Das Schicksal trifft die eigentlichen Helden des Spiels: den dem Suff und der Astronomie verfallenen Schustergesellen Kniereim (genial besetzt mit Michael Blum), den Schneider Zwirn, einen ausgebufften Hochstapler im Kleinformat (Thomas Lehmeier) und den ob einer unglücklichen Liebe zu Depressionen neigenden, aber ansonsten ziemlich unbedarften Tischler Leim (Korbinian Konwitschny). In der Lotterie gewinnen die Handwerksgesellen mit traumhafter Unterstützung von Fortuna 100 000 Taler. Jeder zieht seines Wegs. Nach einem Jahr wollen sie sich wiedertreffen und berichten, wie es ihnen ergangen ist. Nicht gut, würde der Spießer über das Schicksal von Schneider und Schuster urteilen. Ersterer hat sein Geld verprasst und findet das toll. Der Zweite hat es in Unmengen von Alkohol umgesetzt - im sicheren Wissen, dass "der Komet kimmt" und sowieso alles zu Ende ist. Und der Tischlergeselle? Ist zum Gutmenschen mutiert, nebst Gattin, Schwiegervater, Bediensteten, edlem Porzellan und Kristall im Schrank der bürgerlichen Wohnstube. Das Ende der Parallelgeschichte: Fortuna hat es nicht geschafft, zwei ihrer "Opfer" nach ihren Maßstäben glücklich zu machen. Zähneknirschend muss sie ihre Niederlage eingestehen und der Verbindung ihrer Tochter mit Hilaris den Segen geben.

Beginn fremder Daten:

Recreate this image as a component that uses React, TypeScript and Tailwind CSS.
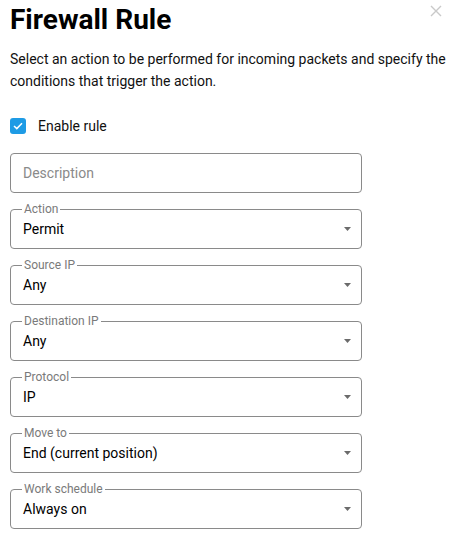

Was für ein Stoff, was für Turbulenzen! Das Ganze zudem in der Bearbeitung von Klaus Gmeiner in schönstem Bairisch. Da hätte es auf der Bühne drunter und drüber gehen müssen. Ging es auch - aber manchmal doch recht vordergründig in der partiell etwas behäbigen Inszenierung von Ernst Konwitschny. Hinter die Kulissen schaute Michael Blum als Schuster Kniereim. Er zeigte in seinen Couplets - ganz in der Tradition des Wiener Volkstheaters und im Sinne Nestroys - eine Welt am Abgrund. Und Herbert Thuners Lumpazivagabundus? Der weidete sich am Elend, das er verursacht. Die "himmlischen Mächte" blieben von alldem unberührt, betrachteten "die da unten" nur als Spielzeug. Ein Schelm, wer dabei an das aktuelle Zeitgeschehen denkt!

Weitere Vorstellungen: Freitag/Samstag, 8./9. November, Freitag/Samstag, 15./16. November, Freitag/Samstag, 22./23. November, jeweils 20 Uhr.